I'm using just a small handful of web resources I've found about B-Trees and B+-Trees - Wikipedia, http://www.bluerwhite.org/btree/, http://slady.net/java/bt/view.php, http://www.brpreiss.com/books/opus6/html/page342.html (the last one is the most valuable).

Duplicate keys

The first problem I'm trying to solve is how to deal with duplicate keys - this tree will be acting as a DB index and for example there won't just be one 'thing' with 'color=red', so looking up 'red' in this tree should yield many results.

There are two solutions I have come up with so far. The first is simply having multiple entries in the tree for each of these. But when there are 100,000 or 1,000,000 'red' things in the tree.. is that very efficient for a tree structure? The second was to have just one entry for each key, but the 'payload' associated with each key points to a different block of data, which is a linked list pointing to all instances of items that are 'red'.

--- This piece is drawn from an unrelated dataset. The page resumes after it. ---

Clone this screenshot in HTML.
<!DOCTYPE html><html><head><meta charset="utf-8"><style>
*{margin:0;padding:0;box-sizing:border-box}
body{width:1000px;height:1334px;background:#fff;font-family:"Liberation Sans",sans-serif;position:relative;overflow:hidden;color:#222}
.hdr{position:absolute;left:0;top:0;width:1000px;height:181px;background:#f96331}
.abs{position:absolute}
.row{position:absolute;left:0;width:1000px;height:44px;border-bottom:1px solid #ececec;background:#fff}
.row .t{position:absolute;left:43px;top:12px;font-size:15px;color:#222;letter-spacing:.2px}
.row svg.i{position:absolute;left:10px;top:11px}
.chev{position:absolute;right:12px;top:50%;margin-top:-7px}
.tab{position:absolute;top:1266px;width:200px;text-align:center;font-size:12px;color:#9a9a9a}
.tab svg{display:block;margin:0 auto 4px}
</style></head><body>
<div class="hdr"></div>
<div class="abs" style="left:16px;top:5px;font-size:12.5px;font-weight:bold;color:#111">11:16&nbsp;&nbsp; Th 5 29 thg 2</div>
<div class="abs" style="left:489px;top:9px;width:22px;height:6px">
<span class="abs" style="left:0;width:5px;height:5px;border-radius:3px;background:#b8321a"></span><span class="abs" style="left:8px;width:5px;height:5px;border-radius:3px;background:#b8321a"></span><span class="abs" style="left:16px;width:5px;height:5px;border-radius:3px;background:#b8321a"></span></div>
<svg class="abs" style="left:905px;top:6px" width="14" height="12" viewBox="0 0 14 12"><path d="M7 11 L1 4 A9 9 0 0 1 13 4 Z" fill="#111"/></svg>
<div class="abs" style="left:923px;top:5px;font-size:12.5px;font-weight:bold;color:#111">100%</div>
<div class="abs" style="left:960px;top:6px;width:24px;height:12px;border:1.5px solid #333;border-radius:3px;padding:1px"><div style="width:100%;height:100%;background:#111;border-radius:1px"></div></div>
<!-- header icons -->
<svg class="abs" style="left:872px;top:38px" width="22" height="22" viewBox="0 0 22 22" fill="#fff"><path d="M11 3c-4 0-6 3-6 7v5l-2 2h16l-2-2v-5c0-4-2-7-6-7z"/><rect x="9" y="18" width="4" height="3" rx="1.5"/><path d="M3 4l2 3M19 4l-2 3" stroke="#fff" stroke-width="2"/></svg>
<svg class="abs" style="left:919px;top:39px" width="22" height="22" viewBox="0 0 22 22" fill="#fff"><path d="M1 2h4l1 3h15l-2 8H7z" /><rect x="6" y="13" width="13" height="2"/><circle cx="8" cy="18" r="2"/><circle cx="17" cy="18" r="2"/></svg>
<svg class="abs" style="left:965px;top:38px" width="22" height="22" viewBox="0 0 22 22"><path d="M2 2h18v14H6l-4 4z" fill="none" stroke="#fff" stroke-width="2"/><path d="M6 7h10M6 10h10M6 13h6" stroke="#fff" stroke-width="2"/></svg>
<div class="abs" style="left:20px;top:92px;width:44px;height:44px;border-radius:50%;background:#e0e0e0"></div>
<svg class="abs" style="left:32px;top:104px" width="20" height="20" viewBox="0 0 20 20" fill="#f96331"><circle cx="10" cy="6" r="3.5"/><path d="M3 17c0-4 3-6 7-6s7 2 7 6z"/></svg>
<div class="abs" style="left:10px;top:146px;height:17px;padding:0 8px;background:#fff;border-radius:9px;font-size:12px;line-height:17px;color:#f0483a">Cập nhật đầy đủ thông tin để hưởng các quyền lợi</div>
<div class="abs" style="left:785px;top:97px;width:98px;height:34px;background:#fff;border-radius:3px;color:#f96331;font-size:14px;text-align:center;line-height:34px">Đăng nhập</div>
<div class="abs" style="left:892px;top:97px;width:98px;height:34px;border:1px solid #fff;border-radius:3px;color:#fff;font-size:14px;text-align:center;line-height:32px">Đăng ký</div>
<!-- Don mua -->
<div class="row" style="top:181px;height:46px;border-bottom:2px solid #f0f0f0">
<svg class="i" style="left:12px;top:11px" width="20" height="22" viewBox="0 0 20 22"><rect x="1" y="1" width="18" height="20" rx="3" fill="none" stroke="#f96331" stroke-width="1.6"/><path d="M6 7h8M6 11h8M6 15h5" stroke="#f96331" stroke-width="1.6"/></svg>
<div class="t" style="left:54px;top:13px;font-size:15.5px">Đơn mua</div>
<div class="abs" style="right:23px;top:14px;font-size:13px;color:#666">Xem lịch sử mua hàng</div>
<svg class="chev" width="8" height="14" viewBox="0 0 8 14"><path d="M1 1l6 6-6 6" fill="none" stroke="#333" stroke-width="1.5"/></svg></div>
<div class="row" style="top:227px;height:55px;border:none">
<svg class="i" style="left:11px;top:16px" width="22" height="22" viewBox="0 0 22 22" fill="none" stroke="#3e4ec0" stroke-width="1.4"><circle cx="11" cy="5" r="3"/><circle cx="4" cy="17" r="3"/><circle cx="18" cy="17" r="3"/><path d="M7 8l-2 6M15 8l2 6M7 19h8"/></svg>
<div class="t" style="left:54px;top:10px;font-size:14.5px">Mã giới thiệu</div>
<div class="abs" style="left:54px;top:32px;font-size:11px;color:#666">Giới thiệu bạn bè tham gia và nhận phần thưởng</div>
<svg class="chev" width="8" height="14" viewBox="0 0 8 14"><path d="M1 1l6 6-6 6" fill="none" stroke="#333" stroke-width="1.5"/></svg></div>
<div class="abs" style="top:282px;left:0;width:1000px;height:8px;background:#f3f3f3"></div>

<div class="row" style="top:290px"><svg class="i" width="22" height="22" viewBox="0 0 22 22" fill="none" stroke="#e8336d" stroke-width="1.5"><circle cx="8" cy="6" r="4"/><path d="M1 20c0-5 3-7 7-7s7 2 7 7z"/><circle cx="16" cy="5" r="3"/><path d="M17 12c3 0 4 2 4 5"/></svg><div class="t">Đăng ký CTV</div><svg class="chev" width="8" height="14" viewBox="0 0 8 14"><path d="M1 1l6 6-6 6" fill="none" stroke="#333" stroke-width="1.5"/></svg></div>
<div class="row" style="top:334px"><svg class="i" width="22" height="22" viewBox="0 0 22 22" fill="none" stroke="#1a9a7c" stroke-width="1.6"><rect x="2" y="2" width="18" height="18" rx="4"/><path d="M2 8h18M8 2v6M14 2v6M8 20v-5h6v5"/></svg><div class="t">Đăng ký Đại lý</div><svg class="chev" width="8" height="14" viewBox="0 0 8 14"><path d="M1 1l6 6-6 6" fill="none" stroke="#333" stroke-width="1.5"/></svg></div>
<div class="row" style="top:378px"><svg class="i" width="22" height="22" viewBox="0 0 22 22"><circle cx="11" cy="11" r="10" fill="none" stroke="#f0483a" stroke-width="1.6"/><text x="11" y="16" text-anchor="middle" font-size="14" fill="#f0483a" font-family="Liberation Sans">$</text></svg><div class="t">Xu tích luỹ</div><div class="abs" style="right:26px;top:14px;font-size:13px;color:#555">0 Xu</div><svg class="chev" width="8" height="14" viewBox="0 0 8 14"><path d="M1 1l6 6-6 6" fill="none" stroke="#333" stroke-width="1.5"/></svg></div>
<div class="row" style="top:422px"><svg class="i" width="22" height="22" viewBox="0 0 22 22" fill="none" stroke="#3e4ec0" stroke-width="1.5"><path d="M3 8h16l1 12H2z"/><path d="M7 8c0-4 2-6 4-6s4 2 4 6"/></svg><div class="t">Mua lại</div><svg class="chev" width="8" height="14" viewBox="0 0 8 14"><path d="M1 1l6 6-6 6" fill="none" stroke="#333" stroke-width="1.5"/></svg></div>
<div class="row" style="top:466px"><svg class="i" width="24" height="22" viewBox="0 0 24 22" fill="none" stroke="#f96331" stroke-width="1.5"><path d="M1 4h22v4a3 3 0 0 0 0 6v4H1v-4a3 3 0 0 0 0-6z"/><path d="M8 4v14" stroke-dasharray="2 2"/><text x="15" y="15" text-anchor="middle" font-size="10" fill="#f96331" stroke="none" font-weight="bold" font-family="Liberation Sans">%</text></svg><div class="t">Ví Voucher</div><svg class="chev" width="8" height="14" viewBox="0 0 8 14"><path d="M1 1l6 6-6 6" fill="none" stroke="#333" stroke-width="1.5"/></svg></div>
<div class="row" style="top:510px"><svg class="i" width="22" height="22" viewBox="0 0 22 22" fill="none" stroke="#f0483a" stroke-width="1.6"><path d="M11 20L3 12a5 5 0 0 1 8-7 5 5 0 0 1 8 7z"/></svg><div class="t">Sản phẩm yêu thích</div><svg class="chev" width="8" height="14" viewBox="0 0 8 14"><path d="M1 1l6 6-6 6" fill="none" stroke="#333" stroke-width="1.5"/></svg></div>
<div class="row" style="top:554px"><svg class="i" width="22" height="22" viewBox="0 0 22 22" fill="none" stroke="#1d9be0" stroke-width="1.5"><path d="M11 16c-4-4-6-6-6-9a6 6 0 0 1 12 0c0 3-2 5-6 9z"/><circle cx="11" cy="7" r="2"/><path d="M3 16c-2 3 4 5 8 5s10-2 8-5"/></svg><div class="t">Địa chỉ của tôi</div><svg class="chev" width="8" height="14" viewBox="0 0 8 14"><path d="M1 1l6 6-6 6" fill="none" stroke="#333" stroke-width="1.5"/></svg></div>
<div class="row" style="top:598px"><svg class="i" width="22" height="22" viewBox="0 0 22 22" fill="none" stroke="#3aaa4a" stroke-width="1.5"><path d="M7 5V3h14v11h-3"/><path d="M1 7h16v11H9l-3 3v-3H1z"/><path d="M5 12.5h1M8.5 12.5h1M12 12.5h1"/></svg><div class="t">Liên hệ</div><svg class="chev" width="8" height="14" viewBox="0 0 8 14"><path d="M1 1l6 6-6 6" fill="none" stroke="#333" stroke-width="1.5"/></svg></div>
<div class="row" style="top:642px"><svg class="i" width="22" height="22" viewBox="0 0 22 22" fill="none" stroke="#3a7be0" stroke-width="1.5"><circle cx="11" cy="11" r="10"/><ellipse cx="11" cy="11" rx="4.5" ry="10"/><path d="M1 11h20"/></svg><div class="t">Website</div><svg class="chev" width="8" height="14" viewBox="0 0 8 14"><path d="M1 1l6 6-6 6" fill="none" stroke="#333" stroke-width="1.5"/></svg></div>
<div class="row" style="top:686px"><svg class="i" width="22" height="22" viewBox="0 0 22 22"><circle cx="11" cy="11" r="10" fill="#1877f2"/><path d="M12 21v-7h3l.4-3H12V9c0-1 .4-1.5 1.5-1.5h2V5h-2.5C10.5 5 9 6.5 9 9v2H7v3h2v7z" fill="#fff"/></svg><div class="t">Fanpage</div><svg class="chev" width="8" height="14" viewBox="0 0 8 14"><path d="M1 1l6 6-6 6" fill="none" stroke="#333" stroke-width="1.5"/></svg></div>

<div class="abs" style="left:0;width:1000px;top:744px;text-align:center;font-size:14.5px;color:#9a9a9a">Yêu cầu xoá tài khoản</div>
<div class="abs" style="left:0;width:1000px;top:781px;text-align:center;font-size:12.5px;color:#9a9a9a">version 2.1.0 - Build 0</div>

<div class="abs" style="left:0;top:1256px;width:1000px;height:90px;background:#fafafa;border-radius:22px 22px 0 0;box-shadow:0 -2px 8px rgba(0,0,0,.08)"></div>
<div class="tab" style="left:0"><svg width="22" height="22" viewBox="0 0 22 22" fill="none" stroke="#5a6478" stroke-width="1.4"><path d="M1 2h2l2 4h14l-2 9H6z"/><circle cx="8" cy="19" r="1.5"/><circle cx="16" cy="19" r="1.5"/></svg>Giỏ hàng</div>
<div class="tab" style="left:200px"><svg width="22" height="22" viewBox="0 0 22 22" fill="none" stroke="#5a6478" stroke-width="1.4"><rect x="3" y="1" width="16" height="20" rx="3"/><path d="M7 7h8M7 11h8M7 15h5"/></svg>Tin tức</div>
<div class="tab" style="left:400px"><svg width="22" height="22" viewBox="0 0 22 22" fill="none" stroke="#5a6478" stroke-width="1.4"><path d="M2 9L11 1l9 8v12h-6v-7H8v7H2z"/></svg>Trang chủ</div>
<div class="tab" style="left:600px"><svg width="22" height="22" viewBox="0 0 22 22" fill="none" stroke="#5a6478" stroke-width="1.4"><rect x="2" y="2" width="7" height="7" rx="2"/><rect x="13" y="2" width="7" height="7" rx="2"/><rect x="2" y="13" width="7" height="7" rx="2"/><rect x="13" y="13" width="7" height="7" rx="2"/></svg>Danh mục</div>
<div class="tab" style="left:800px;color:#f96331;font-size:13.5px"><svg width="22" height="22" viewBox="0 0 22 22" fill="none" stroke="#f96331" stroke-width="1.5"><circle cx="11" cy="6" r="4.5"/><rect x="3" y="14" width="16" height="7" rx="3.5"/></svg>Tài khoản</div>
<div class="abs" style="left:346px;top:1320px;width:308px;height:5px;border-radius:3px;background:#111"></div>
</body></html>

Is there a common / better option?

B+Tree nodes changing types

I wanted to check an assumption I'm making. Say you have a B+-Tree, height 2 - the external (leaf) nodes at level 2 hold 'actual data'. Then an insertion necessitates a split of a leaf node - the leaf node no longer holds 'actual data'. Am I right in thinking that in implementation terms because the data might be of a substantial size that you would instead store a kind of 'pointer' as the 'actual data' - so if a leaf node becomes a branch node, that pointer (of the same size) is instead updated to point to the new subtree?

By that I mean, internal and external nodes, they should be the same size really since external nodes might become internal ones, and shuffling data around isn't a good idea?

(Added the C# tag since I'm implementing this from scratch in C#.)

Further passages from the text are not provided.